* Given problem *
Copy out all the lines exactly. Omit pictures.

* Data section *
============================================================

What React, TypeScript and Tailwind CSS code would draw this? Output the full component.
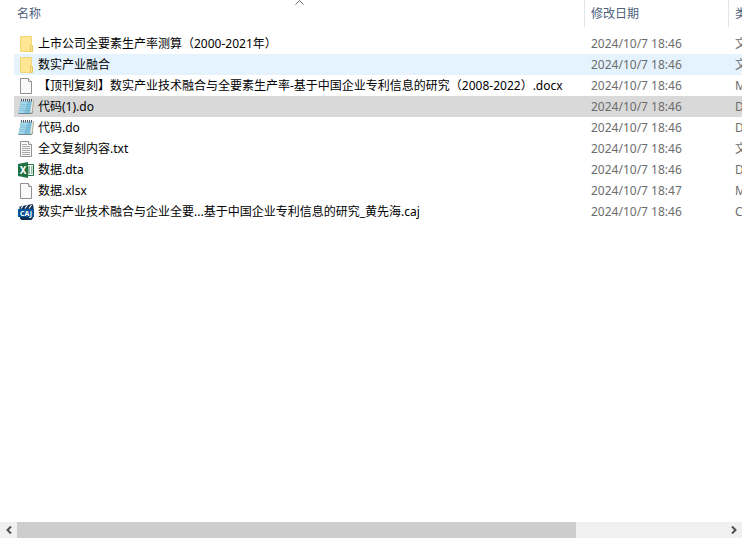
import type { ReactElement } from "react";

type Kind = "folder" | "blank" | "notepad" | "text" | "excel" | "caj";

interface FileRow {
  name: string;
  date: string;
  type: string;
  kind: Kind;
  state?: "hover" | "selected";
}

const files: FileRow[] = [
  { name: "上市公司全要素生产率测算（2000-2021年）", date: "2024/10/7 18:46", type: "文件夹", kind: "folder" },
  { name: "数实产业融合", date: "2024/10/7 18:46", type: "文件夹", kind: "folder", state: "hover" },
  {
    name: "【顶刊复刻】数实产业技术融合与全要素生产率-基于中国企业专利信息的研究（2008-2022）.docx",
    date: "2024/10/7 18:46",
    type: "Microsoft Word",
    kind: "blank",
  },
  { name: "代码(1).do", date: "2024/10/7 18:46", type: "DO 文件", kind: "notepad", state: "selected" },
  { name: "代码.do", date: "2024/10/7 18:46", type: "DO 文件", kind: "notepad" },
  { name: "全文复刻内容.txt", date: "2024/10/7 18:46", type: "文本文档", kind: "text" },
  { name: "数据.dta", date: "2024/10/7 18:46", type: "DTA 文件", kind: "excel" },
  { name: "数据.xlsx", date: "2024/10/7 18:47", type: "Microsoft Excel", kind: "blank" },
  {
    name: "数实产业技术融合与企业全要...基于中国企业专利信息的研究_黄先海.caj",
    date: "2024/10/7 18:46",
    type: "CAJ 文件",
    kind: "caj",
  },
];

const drawings: Record<Kind, ReactElement> = {
  folder: (
    <>
      <path d="M2.5 0.5h11v15h-11z" fill="#ffe694" stroke="#f3d678" />
      <path d="M12.5 9.5h2v6h-2z" fill="#ffe694" stroke="#e8c65e" />
    </>
  ),
  blank: (
    <>
      <path d="M2.5 0.5h8l3 3v12h-11z" fill="#fafafa" stroke="#909090" />
      <path d="M10.5 0.5v3h3" fill="#fff" stroke="#909090" />
    </>
  ),
  text: (
    <>
      <path d="M2.5 0.5h8l3 3v12h-11z" fill="#fafafa" stroke="#909090" />
      <path d="M10.5 0.5v3h3" fill="#fff" stroke="#909090" />
      <path d="M4 3.5h5M4 5.5h8M4 7.5h8M4 9.5h8M4 11.5h8M4 13.5h8" stroke="#a8a8a8" />
    </>
  ),
  notepad: (
    <>
      <path d="M3.5 1.5h12l-1.500 13H1z" fill="#f4f2e8" stroke="#9d967f" strokeWidth="0.8" />
      <path d="M3 2h11l-1.800 12H0.500z" fill="#7fc0da" />
      <path d="M3 2h7L6 14H0.500z" fill="#a3d6e8" />
      <path d="M3 5.5h9.500M2.500 7.500h9.500M2 9.500h9.500M1.500 11.500h9.500" stroke="#6fb2cf" strokeWidth="0.5" />
      <path d="M0.500 14.500h12.500l2-2" fill="none" stroke="#6b8791" />
      <path d="M3 1.500h12" stroke="#dfe7ea" />
      <path d="M3.500 0v2.500M5.500 0v2.500M7.500 0v2.500M9.500 0v2.500M11.500 0v2.500M13.500 0v2.500" stroke="#4b5a62" />
    </>
  ),
  excel: (
    <>
      <path d="M8 2.500h7.500v11H8z" fill="#fff" stroke="#207245" />
      <path d="M10 5h2M13 5h1.500M10 7h2M13 7h1.500M10 9h2M13 9h1.500M10 11h2M13 11h1.500" stroke="#207245" />
      <path d="M0 2l10-2v16L0 14z" fill="#207245" />
      <text x="5" y="11.500" textAnchor="middle" fontSize="10" fontWeight="700" fill="#fff">
        X
      </text>
    </>
  ),
  caj: (
    <>
      <path d="M1.500 2.500L14.500 0l1 2.500V5h-14zM2 12.500h13V14l-1.500 2H3.500L2 14.500z" fill="#0f2f52" />
      <path d="M3 4.500l2.500-3.500M7 4.500l2.500-3.500M11 4.500l2.500-3.500" stroke="#fff" strokeWidth="1.200" />
      <path d="M0 5h16v8H0z" fill="#06549a" />
      <text x="8" y="11.500" textAnchor="middle" fontSize="7" fontWeight="700" fill="#fff">
        CAJ
      </text>
    </>
  ),
};

function FileIcon({ kind }: { kind: Kind }) {
  return (
    <svg viewBox="0 0 16 16" className="size-4 shrink-0" aria-hidden="true">
      {drawings[kind]}
    </svg>
  );
}

function rowColor(state: FileRow["state"]) {
  if (state === "selected") return "bg-[#d9d9d9]";
  if (state === "hover") return "bg-[#e5f3ff]";
  return "bg-white";
}

function ScrollButton({ label, path }: { label: string; path: string }) {
  return (
    <button type="button" aria-label={label} className="flex h-4 w-[17px] items-center justify-center">
      <svg viewBox="0 0 8 8" className="size-2" aria-hidden="true">
        <path d={path} fill="none" stroke="#505050" strokeWidth="2" />
      </svg>
    </button>
  );
}

export default function App() {
  return (
    <div className="flex h-screen flex-col overflow-hidden bg-white font-['Noto_Sans','Noto_Sans_CJK_SC',sans-serif] text-xs text-black">
      <main className="min-h-0 flex-1 overflow-hidden pl-3.5">
        <table className="w-[920px] table-fixed border-separate border-spacing-0 whitespace-nowrap text-left">
          <colgroup>
            <col className="w-[571px]" />
            <col className="w-36" />
            <col />
          </colgroup>
          <thead className="text-[#4c607a]">
            <tr className="h-[27px]">
              <th scope="col" aria-sort="ascending" className="relative border-r border-[#e5e5e5] p-0 pl-[3px] font-normal">
                名称
                <svg viewBox="0 0 9 5" className="absolute inset-x-0 top-0 mx-auto h-[5px] w-[9px]" aria-hidden="true">
                  <path d="M0.500 4.500l4-4 4 4" fill="none" stroke="#666" />
                </svg>
              </th>
              <th scope="col" className="border-r border-[#e5e5e5] p-0 pl-1.5 font-normal">修改日期</th>
              <th scope="col" className="p-0 pl-1.5 font-normal">类型</th>
            </tr>
          </thead>
          <tbody>
            <tr className="h-1.5" aria-hidden="true">
              <td colSpan={3} className="p-0" />
            </tr>
            {files.map((file) => (
              <tr key={file.name} className={`h-[21px] ${rowColor(file.state)}`}>
                <td className="p-0 pl-1">
                  <div className="flex items-center gap-1">
                    <FileIcon kind={file.kind} />
                    <span className="leading-5">{file.name}</span>
                  </div>
                </td>
                <td className="p-0 pl-1.5 text-[#6d6d6d]">{file.date}</td>
                <td className="p-0 pl-1.5 text-[#6d6d6d]">{file.type}</td>
              </tr>
            ))}
          </tbody>
        </table>
      </main>
      <footer className="flex h-4 shrink-0 bg-[#f0f0f0]">
        <ScrollButton label="向左滚动" path="M6 0.500L2.500 4 6 7.500" />
        <div className="flex-1">
          <div className="h-full w-[79%] bg-[#cdcdcd]" />
        </div>
        <ScrollButton label="向右滚动" path="M2 0.500L5.500 4 2 7.500" />
      </footer>
    </div>
  );
}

============================================================

* Correct output *
What React, TypeScript and Tailwind CSS code would draw this? Output the full component.
import type { ReactElement } from "react";

type Kind = "folder" | "blank" | "notepad" | "text" | "excel" | "caj";

interface FileRow {
  name: string;
  date: string;
  type: string;
  kind: Kind;
  state?: "hover" | "selected";
}

const files: FileRow[] = [
  { name: "上市公司全要素生产率测算（2000-2021年）", date: "2024/10/7 18:46", type: "文件夹", kind: "folder" },
  { name: "数实产业融合", date: "2024/10/7 18:46", type: "文件夹", kind: "folder", state: "hover" },
  {
    name: "【顶刊复刻】数实产业技术融合与全要素生产率-基于中国企业专利信息的研究（2008-2022）.docx",
    date: "2024/10/7 18:46",
    type: "Microsoft Word",
    kind: "blank",
  },
  { name: "代码(1).do", date: "2024/10/7 18:46", type: "DO 文件", kind: "notepad", state: "selected" },
  { name: "代码.do", date: "2024/10/7 18:46", type: "DO 文件", kind: "notepad" },
  { name: "全文复刻内容.txt", date: "2024/10/7 18:46", type: "文本文档", kind: "text" },
  { name: "数据.dta", date: "2024/10/7 18:46", type: "DTA 文件", kind: "excel" },
  { name: "数据.xlsx", date: "2024/10/7 18:47", type: "Microsoft Excel", kind: "blank" },
  {
    name: "数实产业技术融合与企业全要...基于中国企业专利信息的研究_黄先海.caj",
    date: "2024/10/7 18:46",
    type: "CAJ 文件",
    kind: "caj",
  },
];

const drawings: Record<Kind, ReactElement> = {
  folder: (
    <>
      <path d="M2.5 0.5h11v15h-11z" fill="#ffe694" stroke="#f3d678" />
      <path d="M12.5 9.5h2v6h-2z" fill="#ffe694" stroke="#e8c65e" />
    </>
  ),
  blank: (
    <>
      <path d="M2.5 0.5h8l3 3v12h-11z" fill="#fafafa" stroke="#909090" />
      <path d="M10.5 0.5v3h3" fill="#fff" stroke="#909090" />
    </>
  ),
  text: (
    <>
      <path d="M2.5 0.5h8l3 3v12h-11z" fill="#fafafa" stroke="#909090" />
      <path d="M10.5 0.5v3h3" fill="#fff" stroke="#909090" />
      <path d="M4 3.5h5M4 5.5h8M4 7.5h8M4 9.5h8M4 11.5h8M4 13.5h8" stroke="#a8a8a8" />
    </>
  ),
  notepad: (
    <>
      <path d="M3.5 1.5h12l-1.500 13H1z" fill="#f4f2e8" stroke="#9d967f" strokeWidth="0.8" />
      <path d="M3 2h11l-1.800 12H0.500z" fill="#7fc0da" />
      <path d="M3 2h7L6 14H0.500z" fill="#a3d6e8" />
      <path d="M3 5.5h9.500M2.500 7.500h9.500M2 9.500h9.500M1.500 11.500h9.500" stroke="#6fb2cf" strokeWidth="0.5" />
      <path d="M0.500 14.500h12.500l2-2" fill="none" stroke="#6b8791" />
      <path d="M3 1.500h12" stroke="#dfe7ea" />
      <path d="M3.500 0v2.500M5.500 0v2.500M7.500 0v2.500M9.500 0v2.500M11.500 0v2.500M13.500 0v2.500" stroke="#4b5a62" />
    </>
  ),
  excel: (
    <>
      <path d="M8 2.500h7.500v11H8z" fill="#fff" stroke="#207245" />
      <path d="M10 5h2M13 5h1.500M10 7h2M13 7h1.500M10 9h2M13 9h1.500M10 11h2M13 11h1.500" stroke="#207245" />
      <path d="M0 2l10-2v16L0 14z" fill="#207245" />
      <text x="5" y="11.500" textAnchor="middle" fontSize="10" fontWeight="700" fill="#fff">
        X
      </text>
    </>
  ),
  caj: (
    <>
      <path d="M1.500 2.500L14.500 0l1 2.500V5h-14zM2 12.500h13V14l-1.500 2H3.500L2 14.500z" fill="#0f2f52" />
      <path d="M3 4.500l2.500-3.500M7 4.500l2.500-3.500M11 4.500l2.500-3.500" stroke="#fff" strokeWidth="1.200" />
      <path d="M0 5h16v8H0z" fill="#06549a" />
      <text x="8" y="11.500" textAnchor="middle" fontSize="7" fontWeight="700" fill="#fff">
        CAJ
      </text>
    </>
  ),
};

function FileIcon({ kind }: { kind: Kind }) {
  return (
    <svg viewBox="0 0 16 16" className="size-4 shrink-0" aria-hidden="true">
      {drawings[kind]}
    </svg>
  );
}

function rowColor(state: FileRow["state"]) {
  if (state === "selected") return "bg-[#d9d9d9]";
  if (state === "hover") return "bg-[#e5f3ff]";
  return "bg-white";
}

function ScrollButton({ label, path }: { label: string; path: string }) {
  return (
    <button type="button" aria-label={label} className="flex h-4 w-[17px] items-center justify-center">
      <svg viewBox="0 0 8 8" className="size-2" aria-hidden="true">
        <path d={path} fill="none" stroke="#505050" strokeWidth="2" />
      </svg>
    </button>
  );
}

export default function App() {
  return (
    <div className="flex h-screen flex-col overflow-hidden bg-white font-['Noto_Sans','Noto_Sans_CJK_SC',sans-serif] text-xs text-black">
      <main className="min-h-0 flex-1 overflow-hidden pl-3.5">
        <table className="w-[920px] table-fixed border-separate border-spacing-0 whitespace-nowrap text-left">
          <colgroup>
            <col className="w-[571px]" />
            <col className="w-36" />
            <col />
          </colgroup>
          <thead className="text-[#4c607a]">
            <tr className="h-[27px]">
              <th scope="col" aria-sort="ascending" className="relative border-r border-[#e5e5e5] p-0 pl-[3px] font-normal">
                名称
                <svg viewBox="0 0 9 5" className="absolute inset-x-0 top-0 mx-auto h-[5px] w-[9px]" aria-hidden="true">
                  <path d="M0.500 4.500l4-4 4 4" fill="none" stroke="#666" />
                </svg>
              </th>
              <th scope="col" className="border-r border-[#e5e5e5] p-0 pl-1.5 font-normal">修改日期</th>
              <th scope="col" className="p-0 pl-1.5 font-normal">类型</th>
            </tr>
          </thead>
          <tbody>
            <tr className="h-1.5" aria-hidden="true">
              <td colSpan={3} className="p-0" />
            </tr>
            {files.map((file) => (
              <tr key={file.name} className={`h-[21px] ${rowColor(file.state)}`}>
                <td className="p-0 pl-1">
                  <div className="flex items-center gap-1">
                    <FileIcon kind={file.kind} />
                    <span className="leading-5">{file.name}</span>
                  </div>
                </td>
                <td className="p-0 pl-1.5 text-[#6d6d6d]">{file.date}</td>
                <td className="p-0 pl-1.5 text-[#6d6d6d]">{file.type}</td>
              </tr>
            ))}
          </tbody>
        </table>
      </main>
      <footer className="flex h-4 shrink-0 bg-[#f0f0f0]">
        <ScrollButton label="向左滚动" path="M6 0.500L2.500 4 6 7.500" />
        <div className="flex-1">
          <div className="h-full w-[79%] bg-[#cdcdcd]" />
        </div>
        <ScrollButton label="向右滚动" path="M2 0.500L5.500 4 2 7.500" />
      </footer>
    </div>
  );
}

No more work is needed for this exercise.